Reputation: 765
If I have an array on the GPU, it is really slow (order of hundreds of seconds) to copy back an array of shape (20, 256, 256).
My code is the following:
import cupy as cp
from cupyx.scipy.ndimage import convolve
import numpy as np
# Fast...
xt = np.random.randint(0, 255, (20, 256, 256)).astype(np.float32)
xt_gpu = cp.asarray(xt)
# Also very fast...
result_gpu = convolve(xt_gpu, xt_gpu, mode='constant')
# Very very very very very slow....
result_cpu = cp.asnumpy(result_gpu)
I measured the times using cp.cuda.Event()
with record
and synchronize
to avoid measuring any random times, but is still the same result, the GPU->CPU transfer is incredible slow. However, using PyTorch or TensorFlow this is not the case (out of experience for similar data size/shape)... What am I doing wrong?
Upvotes: 0
Views: 1583
Reputation: 1
I also meet the same problem, I found that accessing Float64 data is way faster than Float32, maybe you can try to .astype(float64).
Upvotes: 0
Reputation: 298
I think you might be timing it wrong. I modified the code to synchronize between every GPU operation and it seems like the convolution takes the majority of the time with both transfer operations being very fast.
import cupy as cp
from cupyx.scipy.ndimage import convolve
import numpy as np
import time
# Fast...
xt = np.random.randint(0, 255, (20, 256, 256)).astype(np.float32)
t0 = time.time()
xt_gpu = cp.asarray(xt)
cp.cuda.stream.get_current_stream().synchronize()
print(time.time() - t0)
# Also very fast...
t0 = time.time()
result_gpu = convolve(xt_gpu, xt_gpu, mode='constant')
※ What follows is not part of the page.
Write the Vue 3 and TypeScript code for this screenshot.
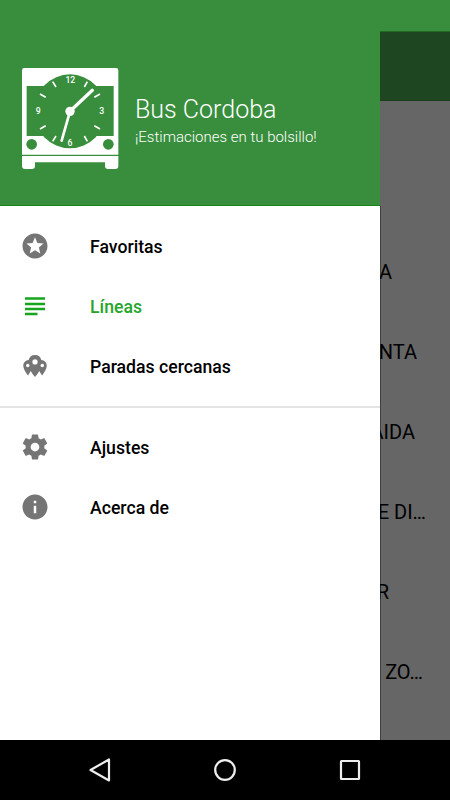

cp.cuda.stream.get_current_stream().synchronize()
print(time.time() - t0)
# Very very very very very slow....
t0 = time.time()
result_cpu = cp.asnumpy(result_gpu)
cp.cuda.stream.get_current_stream().synchronize()
print(time.time() - t0)
Output:
0.1380000114440918
4.032999753952026
0.0010001659393310547
To me it seems like you are not actually synchronizing between calls when you tested it. Until the transfer back to a numpy array all operations are simply queued up and seem to finish instantly without the synchronize calls. This would lead to the measured GPU->CPU transfer time actually being the time for the convolution and the transfer.
Upvotes: 1